- Born: 29 May 1944 Tel Aviv, Israel
- Died: 21 October 2024 (aged 80) London, England
- Education: Gateshead Yeshiva
- Occupations: Conductor, composer
- Years active: 1970—1999

= Yigal Calek =

Orthodox Jewish composer (1944–2024)

Yigal Yisroel Calek (יגאל צליק; 29 May 1944—21 October 2024) was a British Orthodox Jewish conductor and composer of Israeli origin. He was the founder and conductor of the London School of Jewish Song, the first Orthodox Jewish children's choir.

== Early life ==
Calek was born in 1944 in Tel Aviv and grew up in the Neve Tzedek neighborhood in South Tel Aviv in a family of Ger Hasidism. As a child he studied at Tachkamoni School, and performed in plays at the children's theater next to the Cameri Theatre under the direction of Yosef Milo. In 1957, when he was 13 years old, his family immigrated to London, United Kingdom. He studied at the Gateshead yeshiva and after his marriage began to work as a Judaism teacher at a non-religious Jewish school in London, where, according to him, he recognized the need to create religious Jewish music. He began his musical career when he founded the school choir.

== Musical career ==
In 1970 Calek founded the London School of Jewish Song choir. The choir was considered a pioneer in the genre of Jewish music. Its debut album, Ma Navu, contained 14 songs, most of which were composed by Calek. Prominent songs from the album included "Sali Umetzudasi", "Al Zeh Hayah Daveh Libeinu", "Shimu Malachim", "Hamavdil", "Ki Heim Chayeinu" and "Yevanim". The choir's second album, Barchi Nafshi, released in 1971, included hits such as "Mar'eh Kohen", "Darkecha Eloikeinu" and "Ein Meilitz Yosher". Its third album, Ashira Lashem, was released in 1973 with the Neginah Orchestra, from which the hits "Ashira Lashem", "Yadav Shel Moshe", "Pedei" and "Chamol" stood out.

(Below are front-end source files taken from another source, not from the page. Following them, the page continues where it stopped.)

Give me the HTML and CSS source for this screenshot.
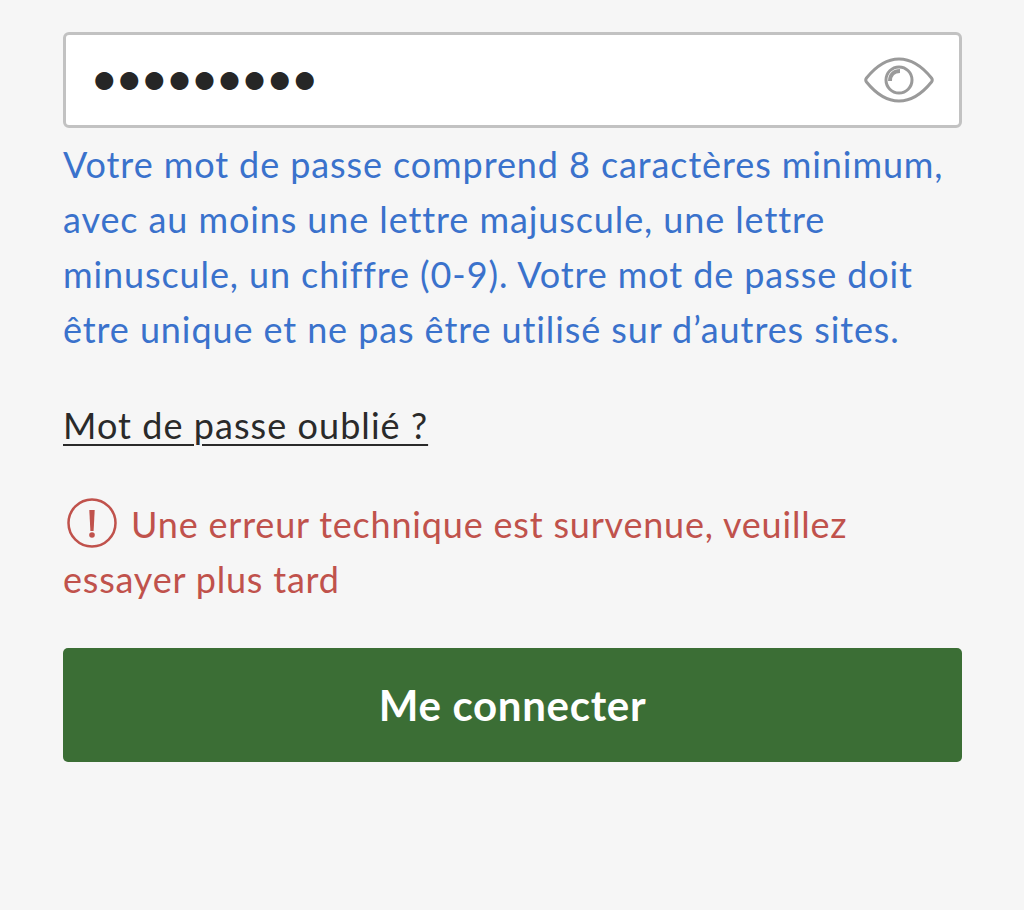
FILE: index.html
```
<!DOCTYPE html>
<html lang="fr">
<head>
<meta charset="utf-8">
<title>Connexion</title>
<link rel="stylesheet" href="styles.css">
</head>
<body>
<main class="form">
  <div class="field">
    <span class="dots">●●●●●●●●●</span>
    <svg class="eye" viewBox="0 0 70 46" width="70" height="46" fill="none" stroke="#9a9a9a" stroke-width="3">
      <path d="M2.500 21C13 8 23 2 35 2s22 6 32.500 19q1.500 2 0 4C57 38 47 44 35 44S13 38 2.500 25q-1.500-2 0-4Z"/>
      <circle cx="35" cy="23" r="13" stroke-width="3"/>
      <path d="M26 24c0-6 4-10 10-10" stroke-width="4"/>
    </svg>
  </div>
  <p class="hint">Votre mot de passe comprend 8 caractères minimum, avec au moins une lettre majuscule, une lettre minuscule, un chiffre (0-9). Votre mot de passe doit être unique et ne pas être utilisé sur d’autres sites.</p>
  <a class="forgot" href="#">Mot de passe oublié ?</a>
  <p class="error"><svg class="alert" viewBox="0 0 50 50" width="50" height="50"><circle cx="25" cy="25" r="23.500" fill="none" stroke="#c0524c" stroke-width="2.500"/><path d="M22.300 12h5.400l-1.100 21h-3.200Z" fill="#c0524c"/><circle cx="25" cy="37" r="2.800" fill="#c0524c"/></svg> Une erreur technique est survenue, veuillez essayer plus tard</p>
  <button class="submit">Me connecter</button>
</main>
</body>
</html>
```
FILE: styles.css
```
html, body { margin: 0; padding: 0; }
body { background: #f6f6f6; font-family: "Lato", "Open Sans", sans-serif; height: 910px; overflow: hidden; }
.form { display: flex; flex-direction: column; align-items: stretch; width: 899px; margin-left: 63px; padding-top: 32px; }
.field { box-sizing: border-box; height: 96px; background: #fff; border: 3px solid #c2c2c2; border-radius: 6px; display: flex; align-items: center; justify-content: space-between; padding: 0 25px 0 28px; }
.dots { font-size: 23.500px; letter-spacing: 4.550px; color: #262626; line-height: 1; font-family: "DejaVu Sans", sans-serif; }
.eye { display: block; }
.hint { margin: 9px 0 0; font-size: 36px; letter-spacing: 0.900px; line-height: 55px; color: #3a72cc; }
.forgot { align-self: flex-start; margin-top: 41px; font-size: 36px; letter-spacing: 1.050px; line-height: 55px; color: #2a2a2a; text-decoration: underline; text-decoration-thickness: 2px; text-underline-offset: 5px; }
.error { margin: 44px 0 0; font-size: 36px; letter-spacing: 0.800px; line-height: 55px; color: #c0524c; }
.alert { vertical-align: -10px; margin-left: 4px; margin-right: 4px; }
.submit { margin-top: 41px; height: 114px; border: 0; border-radius: 5px; background: #3b6e35; color: #fff; font-family: inherit; font-size: 42px; letter-spacing: 0.700px; font-weight: 700; }
```
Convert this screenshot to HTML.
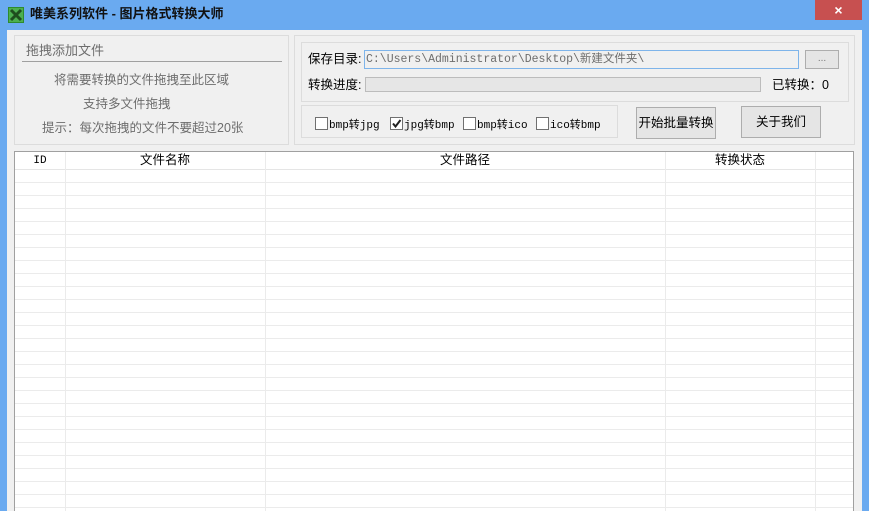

In 1974, Calek visited Israel and founded the Jerusalem Choir which operated in Bnei Brak. Together with the choir, he released the album Jerusalem Choir - Yad Bzemer. Notable songs from the album included "Kol Berama", "Vaamartem" and "Hinei Ma Toiv". These three songs were the first famous songs of Yossi Green, who was then an 18-year-old yeshiva student. After a few months Calek returned to London and the choir disbanded. It was re-established a few years later by Hanan Avital in a different format.

After six albums of the London School of Jewish Song, in 1978, Calek closed the choir and took a break from musical activity. He renewed the choir's activities in 1988, when he released with the choir the album The Return Of The London School Of Jewish Music. In 1991, the choir released the album The London School of Jewish Song. In 1997, the choir released its ninth and last album V'nisa Bracha. The choir continued to perform for another three years and closed in 1999.

=== Albums ===

- Ma Navu (1970)
- Barchi Nafshi (1971)
- Ashira Lashem (1973)
- London Live (Brooklyn College, 1975)

== Personal and later life ==
Calek suffered a stroke in 2021, leaving him in "severe" condition. He died on 21 October 2024, at the age of 80.